- **Task details**: List every line below containing "with".

- **Records for this task**:
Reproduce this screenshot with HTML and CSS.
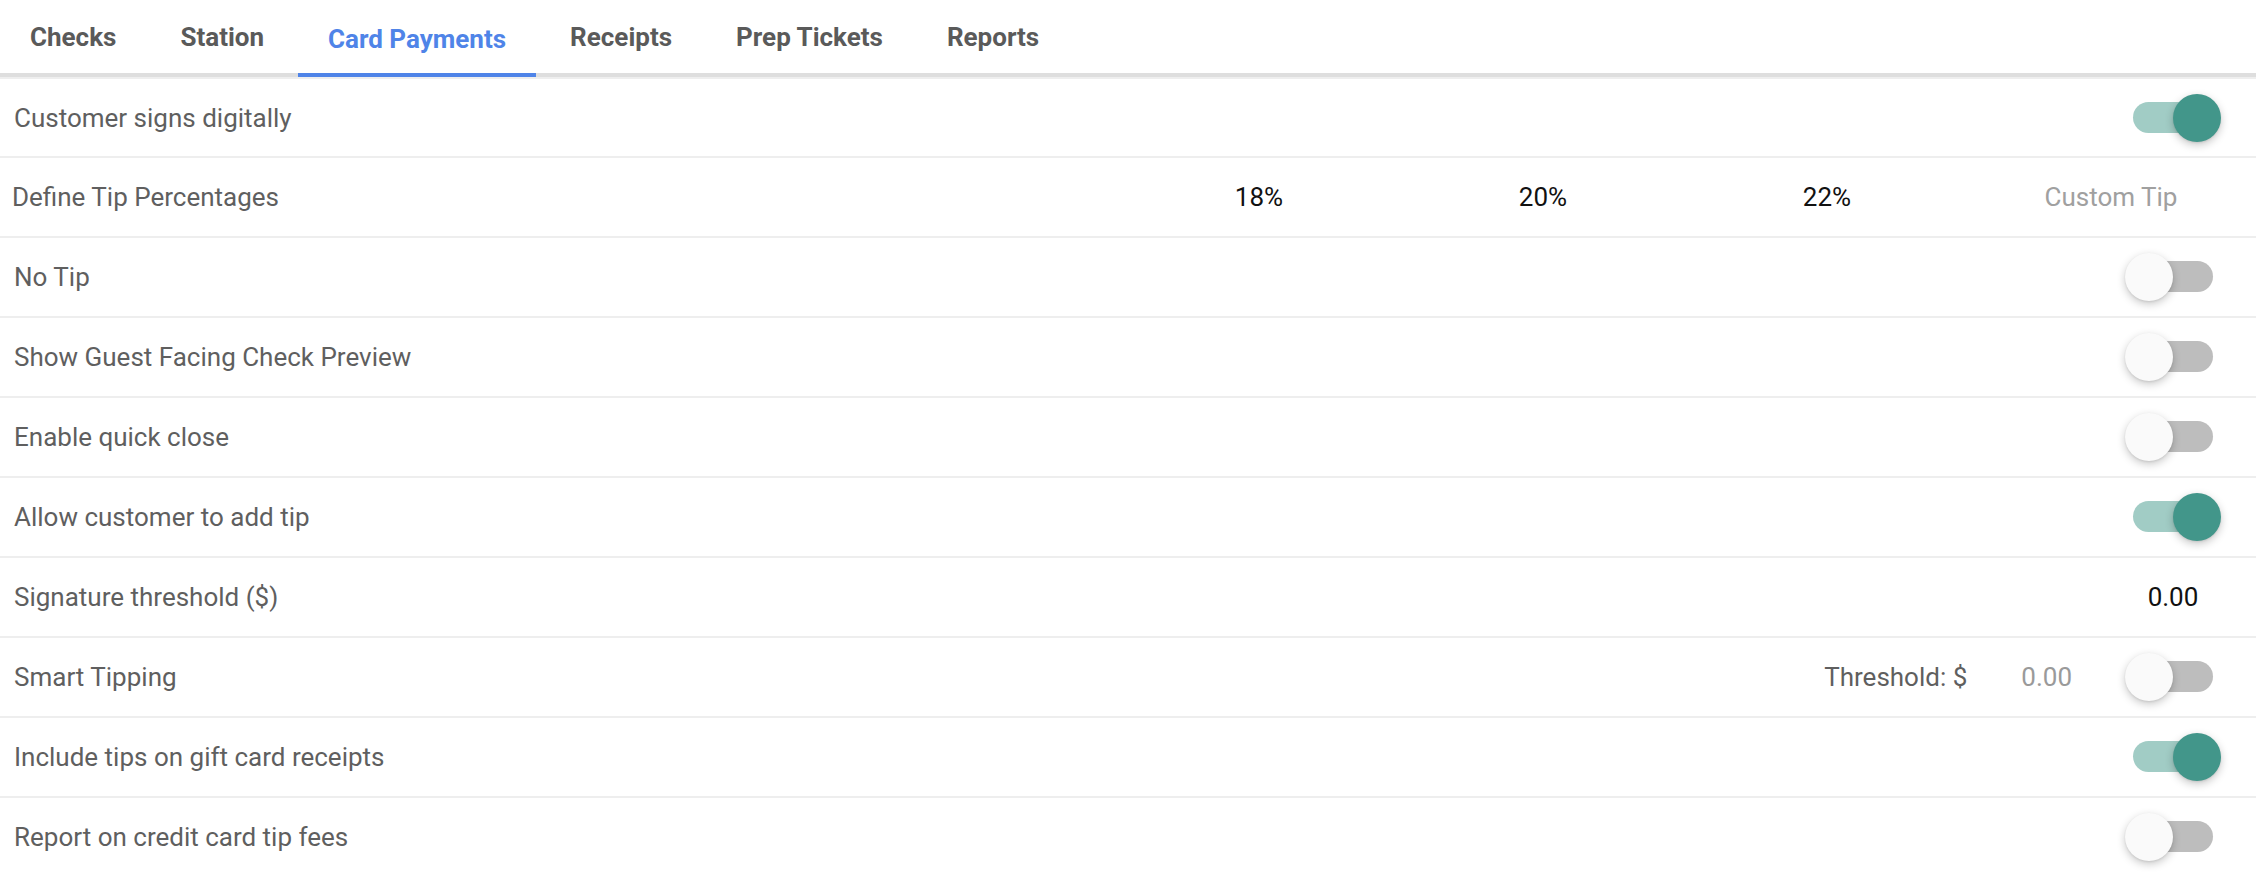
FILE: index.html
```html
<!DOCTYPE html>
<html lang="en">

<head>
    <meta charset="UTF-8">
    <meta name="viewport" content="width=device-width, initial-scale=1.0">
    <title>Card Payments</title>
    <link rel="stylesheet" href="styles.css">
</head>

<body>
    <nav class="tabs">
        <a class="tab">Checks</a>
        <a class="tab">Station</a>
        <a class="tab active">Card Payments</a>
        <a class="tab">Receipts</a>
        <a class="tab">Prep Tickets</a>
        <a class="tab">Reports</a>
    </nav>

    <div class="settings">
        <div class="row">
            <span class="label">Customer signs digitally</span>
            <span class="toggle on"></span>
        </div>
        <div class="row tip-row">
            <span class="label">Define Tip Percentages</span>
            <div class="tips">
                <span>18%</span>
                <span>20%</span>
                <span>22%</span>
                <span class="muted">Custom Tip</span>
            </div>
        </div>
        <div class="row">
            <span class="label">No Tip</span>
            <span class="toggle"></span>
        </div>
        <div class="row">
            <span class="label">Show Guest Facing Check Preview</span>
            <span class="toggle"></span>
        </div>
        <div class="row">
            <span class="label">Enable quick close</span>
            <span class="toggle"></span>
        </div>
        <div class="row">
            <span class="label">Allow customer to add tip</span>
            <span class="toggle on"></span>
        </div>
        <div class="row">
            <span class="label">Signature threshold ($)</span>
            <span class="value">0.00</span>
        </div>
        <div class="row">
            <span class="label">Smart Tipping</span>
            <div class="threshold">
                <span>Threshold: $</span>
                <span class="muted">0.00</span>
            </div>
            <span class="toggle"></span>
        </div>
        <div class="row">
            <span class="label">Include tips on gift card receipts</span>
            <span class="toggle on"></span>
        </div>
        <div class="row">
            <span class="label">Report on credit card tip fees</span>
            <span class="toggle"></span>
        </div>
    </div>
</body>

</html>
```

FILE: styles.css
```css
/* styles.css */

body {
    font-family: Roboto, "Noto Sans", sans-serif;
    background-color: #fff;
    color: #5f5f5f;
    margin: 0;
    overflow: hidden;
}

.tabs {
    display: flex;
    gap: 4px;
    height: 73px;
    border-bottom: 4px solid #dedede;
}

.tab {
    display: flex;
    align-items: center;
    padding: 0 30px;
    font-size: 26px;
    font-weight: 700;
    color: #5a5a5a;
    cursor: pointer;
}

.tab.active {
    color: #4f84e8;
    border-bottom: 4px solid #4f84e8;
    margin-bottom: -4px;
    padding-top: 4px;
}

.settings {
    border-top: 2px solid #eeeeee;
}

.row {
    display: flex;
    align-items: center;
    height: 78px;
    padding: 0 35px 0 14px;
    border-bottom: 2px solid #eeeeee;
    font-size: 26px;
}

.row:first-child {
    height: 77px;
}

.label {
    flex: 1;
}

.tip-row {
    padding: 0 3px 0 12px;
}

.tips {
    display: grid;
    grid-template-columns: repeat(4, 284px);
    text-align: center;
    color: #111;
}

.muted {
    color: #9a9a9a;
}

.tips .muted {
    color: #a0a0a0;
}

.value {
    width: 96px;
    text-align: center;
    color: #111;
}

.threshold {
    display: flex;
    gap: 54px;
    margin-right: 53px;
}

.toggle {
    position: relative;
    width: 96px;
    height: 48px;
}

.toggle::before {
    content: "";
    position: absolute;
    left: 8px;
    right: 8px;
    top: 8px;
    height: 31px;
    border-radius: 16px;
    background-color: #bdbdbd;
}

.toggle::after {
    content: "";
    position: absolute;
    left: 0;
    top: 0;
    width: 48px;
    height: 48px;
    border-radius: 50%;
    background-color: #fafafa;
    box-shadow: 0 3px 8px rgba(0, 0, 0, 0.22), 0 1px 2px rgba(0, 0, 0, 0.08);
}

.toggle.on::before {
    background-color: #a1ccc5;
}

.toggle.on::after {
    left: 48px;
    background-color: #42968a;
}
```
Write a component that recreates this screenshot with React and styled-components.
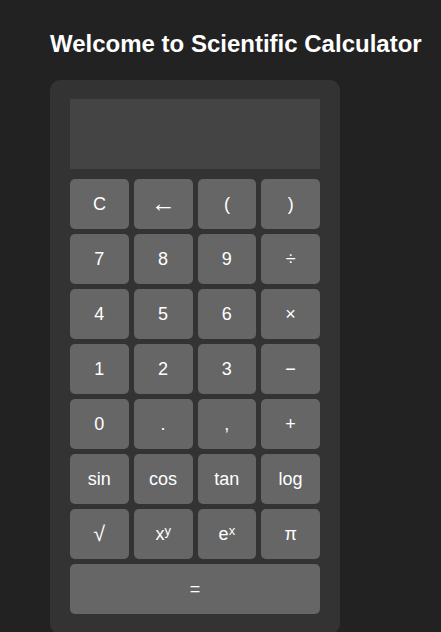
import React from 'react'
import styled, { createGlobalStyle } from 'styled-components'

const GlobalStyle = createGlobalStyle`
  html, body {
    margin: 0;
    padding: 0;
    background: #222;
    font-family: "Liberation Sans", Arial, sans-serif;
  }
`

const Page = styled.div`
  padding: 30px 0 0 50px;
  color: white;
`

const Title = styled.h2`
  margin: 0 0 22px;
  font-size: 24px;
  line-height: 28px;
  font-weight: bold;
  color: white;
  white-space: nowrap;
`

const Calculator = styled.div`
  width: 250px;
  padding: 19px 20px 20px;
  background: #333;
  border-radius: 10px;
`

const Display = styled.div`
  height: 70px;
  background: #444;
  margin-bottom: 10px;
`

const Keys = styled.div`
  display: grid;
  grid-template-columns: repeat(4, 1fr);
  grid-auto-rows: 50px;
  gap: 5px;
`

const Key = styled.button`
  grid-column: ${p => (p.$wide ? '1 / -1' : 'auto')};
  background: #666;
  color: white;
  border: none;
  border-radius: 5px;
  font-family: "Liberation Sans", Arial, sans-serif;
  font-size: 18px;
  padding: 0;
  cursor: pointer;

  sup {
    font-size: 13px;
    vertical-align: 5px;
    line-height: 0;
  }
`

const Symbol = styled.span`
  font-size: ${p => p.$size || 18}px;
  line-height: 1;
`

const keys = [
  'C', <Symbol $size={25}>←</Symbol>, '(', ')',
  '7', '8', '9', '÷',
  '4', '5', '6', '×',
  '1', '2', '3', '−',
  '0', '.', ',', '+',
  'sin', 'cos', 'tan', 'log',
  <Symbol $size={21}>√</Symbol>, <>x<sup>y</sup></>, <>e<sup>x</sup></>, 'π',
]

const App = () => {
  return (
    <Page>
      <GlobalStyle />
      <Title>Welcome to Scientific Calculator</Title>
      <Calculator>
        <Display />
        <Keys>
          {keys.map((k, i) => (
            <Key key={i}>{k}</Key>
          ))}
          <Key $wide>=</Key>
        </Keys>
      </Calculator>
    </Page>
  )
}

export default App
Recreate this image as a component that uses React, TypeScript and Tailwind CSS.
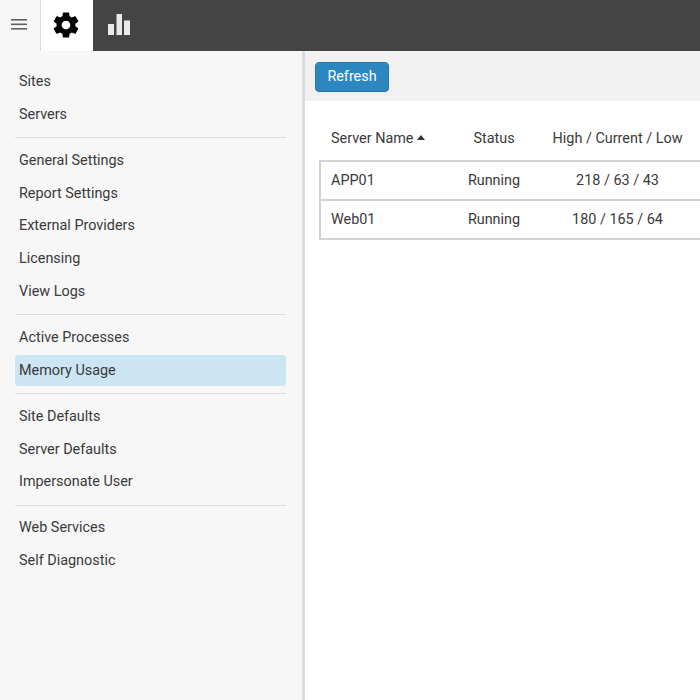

- **Correct result**:
Reproduce this screenshot with HTML and CSS.
Write a component that recreates this screenshot with React and styled-components.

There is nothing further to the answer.